• Short problem: All of the listing below must be repeated word for word. Pictures are the only thing to omit.

• Given entries:
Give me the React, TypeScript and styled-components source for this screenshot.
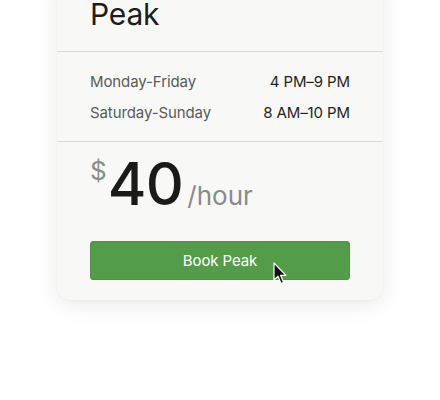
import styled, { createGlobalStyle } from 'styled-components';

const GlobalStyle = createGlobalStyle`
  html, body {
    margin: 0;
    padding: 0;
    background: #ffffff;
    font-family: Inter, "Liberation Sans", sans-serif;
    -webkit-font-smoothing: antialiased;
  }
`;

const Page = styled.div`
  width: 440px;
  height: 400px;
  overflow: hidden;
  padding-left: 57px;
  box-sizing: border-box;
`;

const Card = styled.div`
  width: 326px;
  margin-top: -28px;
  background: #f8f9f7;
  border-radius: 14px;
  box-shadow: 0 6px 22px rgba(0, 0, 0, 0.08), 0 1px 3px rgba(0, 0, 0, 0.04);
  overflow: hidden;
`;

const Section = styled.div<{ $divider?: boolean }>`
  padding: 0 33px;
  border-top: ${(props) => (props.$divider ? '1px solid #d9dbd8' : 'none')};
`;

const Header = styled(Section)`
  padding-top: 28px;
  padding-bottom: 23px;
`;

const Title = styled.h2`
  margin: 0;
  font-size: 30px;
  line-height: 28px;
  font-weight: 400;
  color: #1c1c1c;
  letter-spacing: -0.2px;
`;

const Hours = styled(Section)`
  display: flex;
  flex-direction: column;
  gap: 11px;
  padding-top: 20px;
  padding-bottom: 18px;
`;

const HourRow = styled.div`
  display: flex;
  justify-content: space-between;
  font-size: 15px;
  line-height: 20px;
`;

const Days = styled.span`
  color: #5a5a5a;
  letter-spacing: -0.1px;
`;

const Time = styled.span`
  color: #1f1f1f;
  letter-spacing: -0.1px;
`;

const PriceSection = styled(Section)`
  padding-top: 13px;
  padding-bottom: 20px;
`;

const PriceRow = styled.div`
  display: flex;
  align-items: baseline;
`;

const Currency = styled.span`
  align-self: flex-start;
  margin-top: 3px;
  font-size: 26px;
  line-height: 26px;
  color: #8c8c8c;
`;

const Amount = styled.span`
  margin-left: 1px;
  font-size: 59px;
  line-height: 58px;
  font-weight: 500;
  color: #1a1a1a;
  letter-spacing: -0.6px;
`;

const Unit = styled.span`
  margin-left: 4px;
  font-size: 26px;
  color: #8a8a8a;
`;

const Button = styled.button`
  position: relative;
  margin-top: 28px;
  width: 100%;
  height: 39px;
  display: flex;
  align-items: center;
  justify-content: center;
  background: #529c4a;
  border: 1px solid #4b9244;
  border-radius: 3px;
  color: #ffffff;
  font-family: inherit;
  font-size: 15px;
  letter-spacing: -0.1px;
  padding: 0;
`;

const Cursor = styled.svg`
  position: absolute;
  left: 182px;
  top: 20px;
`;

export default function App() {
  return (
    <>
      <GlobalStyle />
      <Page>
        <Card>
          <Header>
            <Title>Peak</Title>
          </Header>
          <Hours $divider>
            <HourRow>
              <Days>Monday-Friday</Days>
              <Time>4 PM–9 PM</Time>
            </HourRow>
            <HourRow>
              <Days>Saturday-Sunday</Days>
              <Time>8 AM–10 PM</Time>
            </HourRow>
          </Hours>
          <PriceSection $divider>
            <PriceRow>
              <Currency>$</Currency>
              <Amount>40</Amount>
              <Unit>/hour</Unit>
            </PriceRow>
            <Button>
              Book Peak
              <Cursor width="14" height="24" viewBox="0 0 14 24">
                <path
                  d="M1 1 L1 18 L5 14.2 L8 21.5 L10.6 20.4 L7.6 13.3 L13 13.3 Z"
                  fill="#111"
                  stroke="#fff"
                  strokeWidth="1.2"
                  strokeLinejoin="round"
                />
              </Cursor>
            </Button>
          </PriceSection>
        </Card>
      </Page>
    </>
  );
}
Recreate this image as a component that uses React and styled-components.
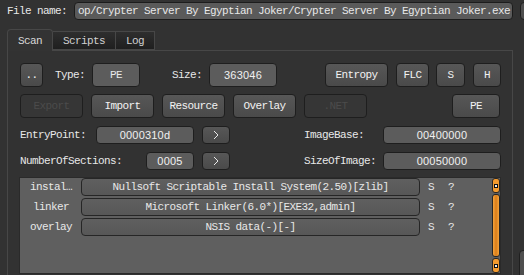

• Task output:
Give me the React, TypeScript and styled-components source for this screenshot.
import styled, { createGlobalStyle } from 'styled-components';

const GlobalStyle = createGlobalStyle`
  html, body {
    margin: 0;
    padding: 0;
    background: #ffffff;
    font-family: Inter, "Liberation Sans", sans-serif;
    -webkit-font-smoothing: antialiased;
  }
`;

const Page = styled.div`
  width: 440px;
  height: 400px;
  overflow: hidden;
  padding-left: 57px;
  box-sizing: border-box;
`;

const Card = styled.div`
  width: 326px;
  margin-top: -28px;
  background: #f8f9f7;
  border-radius: 14px;
  box-shadow: 0 6px 22px rgba(0, 0, 0, 0.08), 0 1px 3px rgba(0, 0, 0, 0.04);
  overflow: hidden;
`;

const Section = styled.div<{ $divider?: boolean }>`
  padding: 0 33px;
  border-top: ${(props) => (props.$divider ? '1px solid #d9dbd8' : 'none')};
`;

const Header = styled(Section)`
  padding-top: 28px;
  padding-bottom: 23px;
`;

const Title = styled.h2`
  margin: 0;
  font-size: 30px;
  line-height: 28px;
  font-weight: 400;
  color: #1c1c1c;
  letter-spacing: -0.2px;
`;

const Hours = styled(Section)`
  display: flex;
  flex-direction: column;
  gap: 11px;
  padding-top: 20px;
  padding-bottom: 18px;
`;

const HourRow = styled.div`
  display: flex;
  justify-content: space-between;
  font-size: 15px;
  line-height: 20px;
`;

const Days = styled.span`
  color: #5a5a5a;
  letter-spacing: -0.1px;
`;

const Time = styled.span`
  color: #1f1f1f;
  letter-spacing: -0.1px;
`;

const PriceSection = styled(Section)`
  padding-top: 13px;
  padding-bottom: 20px;
`;

const PriceRow = styled.div`
  display: flex;
  align-items: baseline;
`;

const Currency = styled.span`
  align-self: flex-start;
  margin-top: 3px;
  font-size: 26px;
  line-height: 26px;
  color: #8c8c8c;
`;

const Amount = styled.span`
  margin-left: 1px;
  font-size: 59px;
  line-height: 58px;
  font-weight: 500;
  color: #1a1a1a;
  letter-spacing: -0.6px;
`;

const Unit = styled.span`
  margin-left: 4px;
  font-size: 26px;
  color: #8a8a8a;
`;

const Button = styled.button`
  position: relative;
  margin-top: 28px;
  width: 100%;
  height: 39px;
  display: flex;
  align-items: center;
  justify-content: center;
  background: #529c4a;
  border: 1px solid #4b9244;
  border-radius: 3px;
  color: #ffffff;
  font-family: inherit;
  font-size: 15px;
  letter-spacing: -0.1px;
  padding: 0;
`;

const Cursor = styled.svg`
  position: absolute;
  left: 182px;
  top: 20px;
`;

export default function App() {
  return (
    <>
      <GlobalStyle />
      <Page>
        <Card>
          <Header>
            <Title>Peak</Title>
          </Header>
          <Hours $divider>
            <HourRow>
              <Days>Monday-Friday</Days>
              <Time>4 PM–9 PM</Time>
            </HourRow>
            <HourRow>
              <Days>Saturday-Sunday</Days>
              <Time>8 AM–10 PM</Time>
            </HourRow>
          </Hours>
          <PriceSection $divider>
            <PriceRow>
              <Currency>$</Currency>
              <Amount>40</Amount>
              <Unit>/hour</Unit>
            </PriceRow>
            <Button>
              Book Peak
              <Cursor width="14" height="24" viewBox="0 0 14 24">
                <path
                  d="M1 1 L1 18 L5 14.2 L8 21.5 L10.6 20.4 L7.6 13.3 L13 13.3 Z"
                  fill="#111"
                  stroke="#fff"
                  strokeWidth="1.2"
                  strokeLinejoin="round"
                />
              </Cursor>
            </Button>
          </PriceSection>
        </Card>
      </Page>
    </>
  );
}
Recreate this image as a component that uses React and styled-components.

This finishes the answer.